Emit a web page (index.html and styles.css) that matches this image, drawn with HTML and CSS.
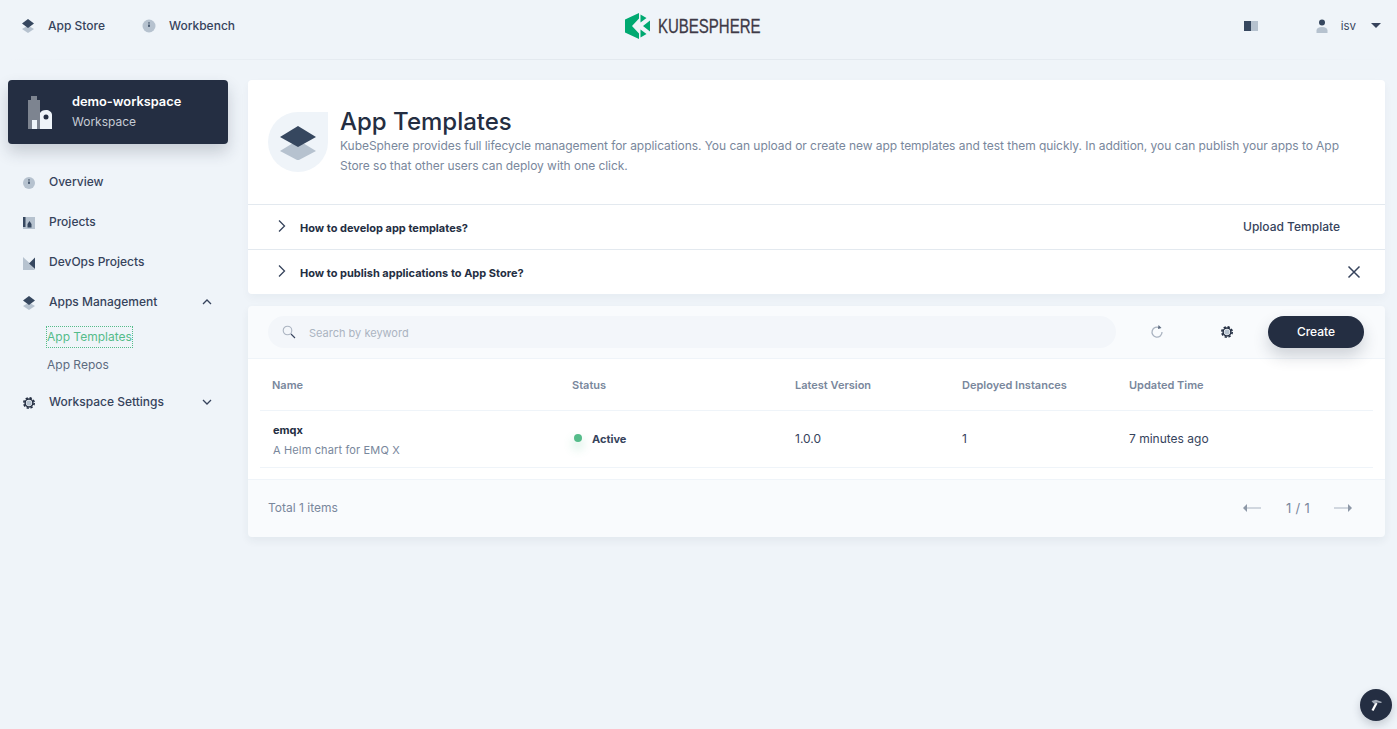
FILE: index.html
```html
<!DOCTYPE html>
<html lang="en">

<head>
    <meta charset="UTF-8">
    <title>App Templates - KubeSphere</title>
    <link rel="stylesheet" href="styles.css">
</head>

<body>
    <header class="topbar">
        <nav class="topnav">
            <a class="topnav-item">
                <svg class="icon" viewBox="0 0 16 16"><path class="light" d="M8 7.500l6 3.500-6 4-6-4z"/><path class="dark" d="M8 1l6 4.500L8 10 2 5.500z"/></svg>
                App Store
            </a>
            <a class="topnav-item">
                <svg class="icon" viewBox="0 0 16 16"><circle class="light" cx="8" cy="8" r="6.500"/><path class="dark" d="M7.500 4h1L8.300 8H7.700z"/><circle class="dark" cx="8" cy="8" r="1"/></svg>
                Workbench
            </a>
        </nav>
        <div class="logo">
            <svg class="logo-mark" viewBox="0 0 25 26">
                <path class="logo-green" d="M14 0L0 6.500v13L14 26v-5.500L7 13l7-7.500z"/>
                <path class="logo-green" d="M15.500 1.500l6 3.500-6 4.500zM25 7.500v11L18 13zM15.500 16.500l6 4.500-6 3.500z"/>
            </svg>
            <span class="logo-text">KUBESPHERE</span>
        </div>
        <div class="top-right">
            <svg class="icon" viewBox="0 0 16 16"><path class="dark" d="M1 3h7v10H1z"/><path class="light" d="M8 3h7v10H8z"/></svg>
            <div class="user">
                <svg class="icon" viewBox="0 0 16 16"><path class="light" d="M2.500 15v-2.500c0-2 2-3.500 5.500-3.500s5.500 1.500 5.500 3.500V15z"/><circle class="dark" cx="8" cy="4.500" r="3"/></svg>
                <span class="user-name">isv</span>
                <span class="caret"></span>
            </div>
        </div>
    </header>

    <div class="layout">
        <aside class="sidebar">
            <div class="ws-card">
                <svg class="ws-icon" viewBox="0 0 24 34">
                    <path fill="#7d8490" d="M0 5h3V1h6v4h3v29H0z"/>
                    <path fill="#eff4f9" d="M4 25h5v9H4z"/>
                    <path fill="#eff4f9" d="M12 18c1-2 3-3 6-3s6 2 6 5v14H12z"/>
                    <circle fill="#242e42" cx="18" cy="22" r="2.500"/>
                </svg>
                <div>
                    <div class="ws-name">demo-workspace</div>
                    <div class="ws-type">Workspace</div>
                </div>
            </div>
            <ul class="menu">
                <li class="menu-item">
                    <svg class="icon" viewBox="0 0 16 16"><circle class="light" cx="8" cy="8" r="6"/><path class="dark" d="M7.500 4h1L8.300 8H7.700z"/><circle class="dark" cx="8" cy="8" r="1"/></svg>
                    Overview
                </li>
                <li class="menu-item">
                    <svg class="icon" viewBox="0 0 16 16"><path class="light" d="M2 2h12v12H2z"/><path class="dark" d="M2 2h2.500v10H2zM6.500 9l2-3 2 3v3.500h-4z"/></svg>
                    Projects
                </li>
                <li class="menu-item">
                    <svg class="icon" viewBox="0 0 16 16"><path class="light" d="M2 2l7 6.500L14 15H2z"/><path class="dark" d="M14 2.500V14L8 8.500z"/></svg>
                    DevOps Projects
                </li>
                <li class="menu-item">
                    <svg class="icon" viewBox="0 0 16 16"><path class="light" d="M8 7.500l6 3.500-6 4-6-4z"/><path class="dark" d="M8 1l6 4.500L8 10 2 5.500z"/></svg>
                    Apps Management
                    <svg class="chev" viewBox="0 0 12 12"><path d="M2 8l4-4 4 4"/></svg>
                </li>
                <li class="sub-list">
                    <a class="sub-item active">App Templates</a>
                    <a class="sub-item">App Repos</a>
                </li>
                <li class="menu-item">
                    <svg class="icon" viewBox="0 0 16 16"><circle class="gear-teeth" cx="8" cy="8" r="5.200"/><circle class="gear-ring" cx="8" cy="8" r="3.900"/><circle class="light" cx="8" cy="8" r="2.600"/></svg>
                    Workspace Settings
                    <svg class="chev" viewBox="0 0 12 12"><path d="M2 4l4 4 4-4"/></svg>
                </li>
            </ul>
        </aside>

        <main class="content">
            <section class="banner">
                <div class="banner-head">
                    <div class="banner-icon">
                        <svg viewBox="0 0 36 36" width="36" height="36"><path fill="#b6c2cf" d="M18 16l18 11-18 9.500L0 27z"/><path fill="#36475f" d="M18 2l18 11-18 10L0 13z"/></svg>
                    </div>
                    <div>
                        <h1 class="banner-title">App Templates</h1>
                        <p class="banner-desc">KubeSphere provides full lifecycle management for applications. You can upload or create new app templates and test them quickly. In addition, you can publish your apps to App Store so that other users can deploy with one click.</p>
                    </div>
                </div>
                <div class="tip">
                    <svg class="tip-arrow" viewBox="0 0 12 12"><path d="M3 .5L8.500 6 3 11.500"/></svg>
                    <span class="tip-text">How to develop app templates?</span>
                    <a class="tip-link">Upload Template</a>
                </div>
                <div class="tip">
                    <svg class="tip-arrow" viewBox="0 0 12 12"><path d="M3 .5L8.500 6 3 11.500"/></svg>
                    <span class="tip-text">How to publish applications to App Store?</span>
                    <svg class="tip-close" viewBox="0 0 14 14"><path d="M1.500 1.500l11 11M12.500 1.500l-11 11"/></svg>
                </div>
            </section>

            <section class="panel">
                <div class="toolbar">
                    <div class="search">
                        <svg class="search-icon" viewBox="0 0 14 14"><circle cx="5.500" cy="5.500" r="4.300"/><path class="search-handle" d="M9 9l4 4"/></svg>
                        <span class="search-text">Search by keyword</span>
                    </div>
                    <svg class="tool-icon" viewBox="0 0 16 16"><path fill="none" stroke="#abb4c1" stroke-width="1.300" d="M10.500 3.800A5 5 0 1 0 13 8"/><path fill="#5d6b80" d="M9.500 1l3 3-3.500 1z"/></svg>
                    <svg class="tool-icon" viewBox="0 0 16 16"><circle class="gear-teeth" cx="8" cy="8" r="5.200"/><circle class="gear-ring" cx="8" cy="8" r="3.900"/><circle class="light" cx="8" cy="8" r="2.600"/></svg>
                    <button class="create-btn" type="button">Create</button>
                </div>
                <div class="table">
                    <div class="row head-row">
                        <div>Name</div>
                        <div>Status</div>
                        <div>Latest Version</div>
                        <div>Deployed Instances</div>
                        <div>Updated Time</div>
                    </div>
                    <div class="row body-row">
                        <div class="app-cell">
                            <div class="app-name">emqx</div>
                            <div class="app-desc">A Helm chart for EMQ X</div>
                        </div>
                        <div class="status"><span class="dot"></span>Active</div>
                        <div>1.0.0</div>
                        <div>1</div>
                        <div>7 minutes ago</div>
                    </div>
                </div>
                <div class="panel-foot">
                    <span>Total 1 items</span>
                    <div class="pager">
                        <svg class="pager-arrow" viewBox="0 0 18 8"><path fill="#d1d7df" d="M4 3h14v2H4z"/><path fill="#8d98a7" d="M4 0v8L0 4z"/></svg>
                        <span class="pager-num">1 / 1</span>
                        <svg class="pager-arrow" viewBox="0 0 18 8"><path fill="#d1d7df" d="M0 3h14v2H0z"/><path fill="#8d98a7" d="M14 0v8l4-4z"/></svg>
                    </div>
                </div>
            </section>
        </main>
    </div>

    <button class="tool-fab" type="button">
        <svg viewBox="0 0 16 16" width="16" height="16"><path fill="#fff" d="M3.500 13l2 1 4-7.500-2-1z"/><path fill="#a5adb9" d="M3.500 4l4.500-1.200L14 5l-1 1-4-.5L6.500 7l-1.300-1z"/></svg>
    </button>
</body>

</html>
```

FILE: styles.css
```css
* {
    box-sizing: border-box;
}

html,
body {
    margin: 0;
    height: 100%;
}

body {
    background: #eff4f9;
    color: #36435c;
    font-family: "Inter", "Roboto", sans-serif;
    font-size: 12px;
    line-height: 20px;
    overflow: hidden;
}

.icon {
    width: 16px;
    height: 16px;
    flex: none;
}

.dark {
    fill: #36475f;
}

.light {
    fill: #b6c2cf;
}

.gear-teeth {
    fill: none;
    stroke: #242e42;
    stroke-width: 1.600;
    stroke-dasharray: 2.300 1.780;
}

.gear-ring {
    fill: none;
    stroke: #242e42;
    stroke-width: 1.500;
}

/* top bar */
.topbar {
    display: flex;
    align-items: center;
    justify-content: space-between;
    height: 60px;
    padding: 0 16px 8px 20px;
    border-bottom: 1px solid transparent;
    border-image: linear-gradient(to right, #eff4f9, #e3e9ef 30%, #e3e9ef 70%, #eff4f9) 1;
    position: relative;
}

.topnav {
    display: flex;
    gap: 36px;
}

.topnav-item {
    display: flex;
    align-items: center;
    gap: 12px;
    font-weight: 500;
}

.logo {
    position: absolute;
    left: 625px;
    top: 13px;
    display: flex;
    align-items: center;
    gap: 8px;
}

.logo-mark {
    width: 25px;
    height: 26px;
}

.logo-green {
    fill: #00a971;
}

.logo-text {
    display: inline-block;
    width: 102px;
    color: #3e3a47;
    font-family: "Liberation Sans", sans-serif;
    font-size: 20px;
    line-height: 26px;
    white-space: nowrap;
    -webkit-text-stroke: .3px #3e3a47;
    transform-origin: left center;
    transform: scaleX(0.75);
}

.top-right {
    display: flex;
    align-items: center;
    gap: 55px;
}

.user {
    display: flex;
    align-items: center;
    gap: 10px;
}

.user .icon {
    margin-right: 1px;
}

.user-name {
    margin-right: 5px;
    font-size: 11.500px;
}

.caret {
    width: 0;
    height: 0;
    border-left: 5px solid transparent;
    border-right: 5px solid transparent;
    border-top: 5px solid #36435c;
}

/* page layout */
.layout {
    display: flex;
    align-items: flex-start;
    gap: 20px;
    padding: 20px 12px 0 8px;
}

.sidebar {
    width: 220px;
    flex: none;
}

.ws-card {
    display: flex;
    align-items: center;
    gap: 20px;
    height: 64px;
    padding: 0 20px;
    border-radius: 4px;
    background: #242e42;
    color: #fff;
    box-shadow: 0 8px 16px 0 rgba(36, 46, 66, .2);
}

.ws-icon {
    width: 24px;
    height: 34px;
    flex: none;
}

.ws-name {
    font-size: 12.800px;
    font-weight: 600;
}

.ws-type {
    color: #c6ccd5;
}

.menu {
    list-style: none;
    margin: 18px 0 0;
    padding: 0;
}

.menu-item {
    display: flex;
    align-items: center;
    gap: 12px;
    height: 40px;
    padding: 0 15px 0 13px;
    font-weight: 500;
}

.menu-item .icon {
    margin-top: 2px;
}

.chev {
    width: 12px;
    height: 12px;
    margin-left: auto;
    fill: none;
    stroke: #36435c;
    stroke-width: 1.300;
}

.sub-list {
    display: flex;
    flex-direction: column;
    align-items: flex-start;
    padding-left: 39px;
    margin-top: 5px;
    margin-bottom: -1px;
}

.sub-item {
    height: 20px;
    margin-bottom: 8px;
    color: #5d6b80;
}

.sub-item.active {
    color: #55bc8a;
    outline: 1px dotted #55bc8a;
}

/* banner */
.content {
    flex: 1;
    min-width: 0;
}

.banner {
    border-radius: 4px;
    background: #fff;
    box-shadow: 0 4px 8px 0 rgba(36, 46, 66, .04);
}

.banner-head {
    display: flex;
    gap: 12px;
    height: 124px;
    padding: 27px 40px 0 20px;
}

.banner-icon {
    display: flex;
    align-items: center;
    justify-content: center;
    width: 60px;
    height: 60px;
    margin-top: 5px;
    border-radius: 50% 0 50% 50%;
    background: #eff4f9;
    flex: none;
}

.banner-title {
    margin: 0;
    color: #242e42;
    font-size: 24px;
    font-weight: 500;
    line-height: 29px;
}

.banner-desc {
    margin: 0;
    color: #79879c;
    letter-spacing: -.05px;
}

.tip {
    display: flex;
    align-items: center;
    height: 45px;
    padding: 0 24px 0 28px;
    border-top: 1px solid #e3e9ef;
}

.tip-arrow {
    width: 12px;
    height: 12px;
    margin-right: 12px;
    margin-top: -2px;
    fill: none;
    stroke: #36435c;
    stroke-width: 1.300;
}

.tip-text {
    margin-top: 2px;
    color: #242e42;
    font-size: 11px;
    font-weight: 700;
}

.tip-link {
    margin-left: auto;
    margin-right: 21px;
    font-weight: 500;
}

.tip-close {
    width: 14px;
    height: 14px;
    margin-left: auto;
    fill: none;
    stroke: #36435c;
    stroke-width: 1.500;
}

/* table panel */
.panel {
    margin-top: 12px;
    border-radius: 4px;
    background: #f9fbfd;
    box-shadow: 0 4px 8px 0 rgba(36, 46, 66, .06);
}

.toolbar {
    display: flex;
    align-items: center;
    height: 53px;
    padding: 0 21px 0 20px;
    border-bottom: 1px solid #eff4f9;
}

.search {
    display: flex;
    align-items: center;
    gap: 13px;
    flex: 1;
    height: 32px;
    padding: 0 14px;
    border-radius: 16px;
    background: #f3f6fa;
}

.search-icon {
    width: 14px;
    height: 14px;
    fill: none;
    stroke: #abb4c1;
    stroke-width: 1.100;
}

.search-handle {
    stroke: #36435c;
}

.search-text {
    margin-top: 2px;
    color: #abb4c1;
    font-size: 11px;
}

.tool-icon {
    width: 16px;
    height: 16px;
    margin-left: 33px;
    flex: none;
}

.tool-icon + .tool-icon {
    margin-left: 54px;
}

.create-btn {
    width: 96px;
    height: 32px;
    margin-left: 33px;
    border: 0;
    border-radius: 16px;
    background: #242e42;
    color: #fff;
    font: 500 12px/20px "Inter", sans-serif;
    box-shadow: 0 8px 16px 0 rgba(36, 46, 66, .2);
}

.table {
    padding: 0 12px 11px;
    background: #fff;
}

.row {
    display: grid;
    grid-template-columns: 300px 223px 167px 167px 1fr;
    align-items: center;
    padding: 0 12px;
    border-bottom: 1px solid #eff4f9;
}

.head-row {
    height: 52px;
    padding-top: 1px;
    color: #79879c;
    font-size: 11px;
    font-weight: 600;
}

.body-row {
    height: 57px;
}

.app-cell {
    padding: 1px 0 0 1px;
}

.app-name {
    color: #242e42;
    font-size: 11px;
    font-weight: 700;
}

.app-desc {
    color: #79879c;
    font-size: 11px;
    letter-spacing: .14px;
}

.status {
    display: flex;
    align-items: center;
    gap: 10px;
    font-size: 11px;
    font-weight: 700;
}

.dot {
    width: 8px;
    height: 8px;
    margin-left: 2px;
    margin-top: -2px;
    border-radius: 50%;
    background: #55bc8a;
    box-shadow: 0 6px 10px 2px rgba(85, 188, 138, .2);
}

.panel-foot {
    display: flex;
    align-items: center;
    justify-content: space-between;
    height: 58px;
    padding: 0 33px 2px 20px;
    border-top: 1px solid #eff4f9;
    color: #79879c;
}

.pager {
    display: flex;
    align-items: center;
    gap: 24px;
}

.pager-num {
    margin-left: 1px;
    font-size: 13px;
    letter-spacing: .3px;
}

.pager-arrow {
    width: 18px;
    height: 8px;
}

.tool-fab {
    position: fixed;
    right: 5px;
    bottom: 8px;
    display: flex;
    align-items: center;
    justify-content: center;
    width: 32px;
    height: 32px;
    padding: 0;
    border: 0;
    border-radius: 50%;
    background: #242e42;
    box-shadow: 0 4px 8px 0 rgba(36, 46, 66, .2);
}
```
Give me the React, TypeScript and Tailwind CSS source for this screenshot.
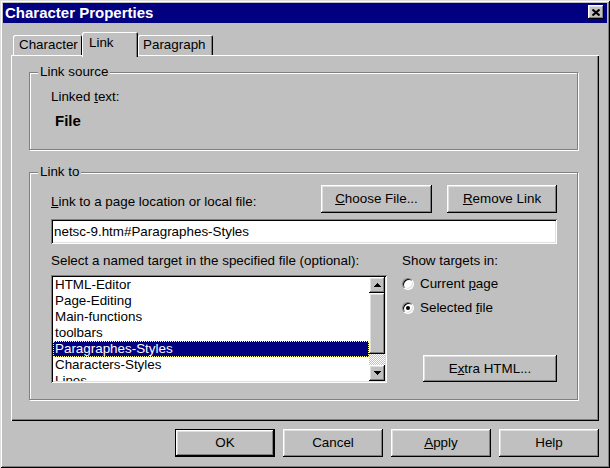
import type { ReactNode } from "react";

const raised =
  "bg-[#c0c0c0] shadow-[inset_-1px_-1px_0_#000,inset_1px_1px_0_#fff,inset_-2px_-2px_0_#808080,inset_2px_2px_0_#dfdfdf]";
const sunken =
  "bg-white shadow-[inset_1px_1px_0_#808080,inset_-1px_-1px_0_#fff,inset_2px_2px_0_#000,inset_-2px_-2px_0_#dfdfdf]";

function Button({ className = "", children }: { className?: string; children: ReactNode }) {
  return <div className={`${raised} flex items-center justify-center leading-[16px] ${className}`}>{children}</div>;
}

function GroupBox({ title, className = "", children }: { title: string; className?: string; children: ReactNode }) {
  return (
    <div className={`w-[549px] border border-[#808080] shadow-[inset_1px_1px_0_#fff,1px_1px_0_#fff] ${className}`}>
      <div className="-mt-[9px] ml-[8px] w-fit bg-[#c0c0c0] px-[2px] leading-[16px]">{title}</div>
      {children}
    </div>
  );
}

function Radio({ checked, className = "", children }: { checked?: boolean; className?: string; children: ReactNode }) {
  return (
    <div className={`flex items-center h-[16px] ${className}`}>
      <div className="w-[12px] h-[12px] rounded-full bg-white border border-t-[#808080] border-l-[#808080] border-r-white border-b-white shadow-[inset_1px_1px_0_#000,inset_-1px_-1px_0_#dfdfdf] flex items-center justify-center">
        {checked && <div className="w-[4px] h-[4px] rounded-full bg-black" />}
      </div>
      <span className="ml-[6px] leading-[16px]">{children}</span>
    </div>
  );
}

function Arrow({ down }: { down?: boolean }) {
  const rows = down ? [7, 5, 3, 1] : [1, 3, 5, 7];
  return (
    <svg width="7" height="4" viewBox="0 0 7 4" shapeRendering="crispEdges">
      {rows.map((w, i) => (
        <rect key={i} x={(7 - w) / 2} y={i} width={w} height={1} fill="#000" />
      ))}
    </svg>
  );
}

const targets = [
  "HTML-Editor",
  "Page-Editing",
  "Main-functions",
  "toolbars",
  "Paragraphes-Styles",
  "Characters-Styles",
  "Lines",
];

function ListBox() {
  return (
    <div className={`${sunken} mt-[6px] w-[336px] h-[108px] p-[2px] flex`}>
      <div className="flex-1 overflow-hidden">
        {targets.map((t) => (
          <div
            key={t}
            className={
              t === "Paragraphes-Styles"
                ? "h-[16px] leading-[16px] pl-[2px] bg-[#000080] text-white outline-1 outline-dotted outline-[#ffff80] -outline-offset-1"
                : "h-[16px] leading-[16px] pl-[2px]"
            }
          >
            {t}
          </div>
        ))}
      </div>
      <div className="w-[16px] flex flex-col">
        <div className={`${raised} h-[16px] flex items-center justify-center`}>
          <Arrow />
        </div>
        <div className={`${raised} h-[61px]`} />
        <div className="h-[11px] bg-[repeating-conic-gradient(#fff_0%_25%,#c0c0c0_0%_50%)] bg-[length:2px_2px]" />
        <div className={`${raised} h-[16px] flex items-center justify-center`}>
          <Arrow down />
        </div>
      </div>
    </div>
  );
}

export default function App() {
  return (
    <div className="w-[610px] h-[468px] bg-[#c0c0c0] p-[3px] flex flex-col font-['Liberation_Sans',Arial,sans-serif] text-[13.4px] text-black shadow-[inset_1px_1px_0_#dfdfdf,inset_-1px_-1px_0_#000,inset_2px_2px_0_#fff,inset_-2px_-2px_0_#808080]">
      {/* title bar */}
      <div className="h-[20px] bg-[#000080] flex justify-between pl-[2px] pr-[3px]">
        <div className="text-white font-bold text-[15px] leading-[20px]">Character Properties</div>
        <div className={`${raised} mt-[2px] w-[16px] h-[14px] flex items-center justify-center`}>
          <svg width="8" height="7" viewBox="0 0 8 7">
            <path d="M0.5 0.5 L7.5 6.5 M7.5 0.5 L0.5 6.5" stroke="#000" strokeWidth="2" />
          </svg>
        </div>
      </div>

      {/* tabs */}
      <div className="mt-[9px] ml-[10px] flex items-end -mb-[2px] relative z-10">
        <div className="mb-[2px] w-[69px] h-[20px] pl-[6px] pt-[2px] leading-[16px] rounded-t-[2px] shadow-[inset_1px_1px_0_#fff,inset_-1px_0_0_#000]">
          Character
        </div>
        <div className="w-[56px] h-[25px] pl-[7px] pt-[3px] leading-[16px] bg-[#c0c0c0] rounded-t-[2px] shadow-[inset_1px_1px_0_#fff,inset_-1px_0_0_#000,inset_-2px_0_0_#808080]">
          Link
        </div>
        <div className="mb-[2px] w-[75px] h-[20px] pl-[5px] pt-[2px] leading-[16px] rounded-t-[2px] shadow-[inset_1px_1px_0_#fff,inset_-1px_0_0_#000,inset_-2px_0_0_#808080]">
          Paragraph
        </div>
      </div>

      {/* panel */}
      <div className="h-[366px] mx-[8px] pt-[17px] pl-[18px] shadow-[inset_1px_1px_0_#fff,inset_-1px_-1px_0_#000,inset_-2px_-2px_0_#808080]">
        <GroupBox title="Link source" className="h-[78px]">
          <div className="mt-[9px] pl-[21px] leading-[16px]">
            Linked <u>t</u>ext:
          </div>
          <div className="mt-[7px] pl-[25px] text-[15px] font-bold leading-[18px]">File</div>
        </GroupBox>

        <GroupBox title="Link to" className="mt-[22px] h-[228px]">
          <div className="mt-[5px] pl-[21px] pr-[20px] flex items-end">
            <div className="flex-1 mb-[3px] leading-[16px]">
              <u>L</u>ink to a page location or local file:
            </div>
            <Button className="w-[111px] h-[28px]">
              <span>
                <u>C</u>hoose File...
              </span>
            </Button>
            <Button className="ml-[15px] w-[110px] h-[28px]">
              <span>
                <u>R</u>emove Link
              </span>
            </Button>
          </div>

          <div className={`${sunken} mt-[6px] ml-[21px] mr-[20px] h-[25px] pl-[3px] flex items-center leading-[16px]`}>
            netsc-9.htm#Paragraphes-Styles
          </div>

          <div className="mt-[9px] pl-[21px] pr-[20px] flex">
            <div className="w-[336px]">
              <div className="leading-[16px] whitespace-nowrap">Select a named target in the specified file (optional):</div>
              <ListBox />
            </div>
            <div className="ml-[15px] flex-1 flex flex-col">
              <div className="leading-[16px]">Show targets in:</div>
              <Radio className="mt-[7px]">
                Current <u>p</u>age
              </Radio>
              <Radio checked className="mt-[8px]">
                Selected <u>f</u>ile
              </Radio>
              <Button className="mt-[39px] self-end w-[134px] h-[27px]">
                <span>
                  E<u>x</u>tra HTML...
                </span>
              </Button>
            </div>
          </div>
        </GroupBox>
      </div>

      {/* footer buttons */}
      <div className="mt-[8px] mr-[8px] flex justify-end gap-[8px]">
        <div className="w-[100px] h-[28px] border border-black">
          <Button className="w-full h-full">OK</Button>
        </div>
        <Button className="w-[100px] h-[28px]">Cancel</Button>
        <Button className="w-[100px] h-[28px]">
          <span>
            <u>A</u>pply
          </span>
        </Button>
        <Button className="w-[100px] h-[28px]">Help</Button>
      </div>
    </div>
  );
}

·····

Find every line containing the word "with", then give the total and nothing more.

Expected answer: 2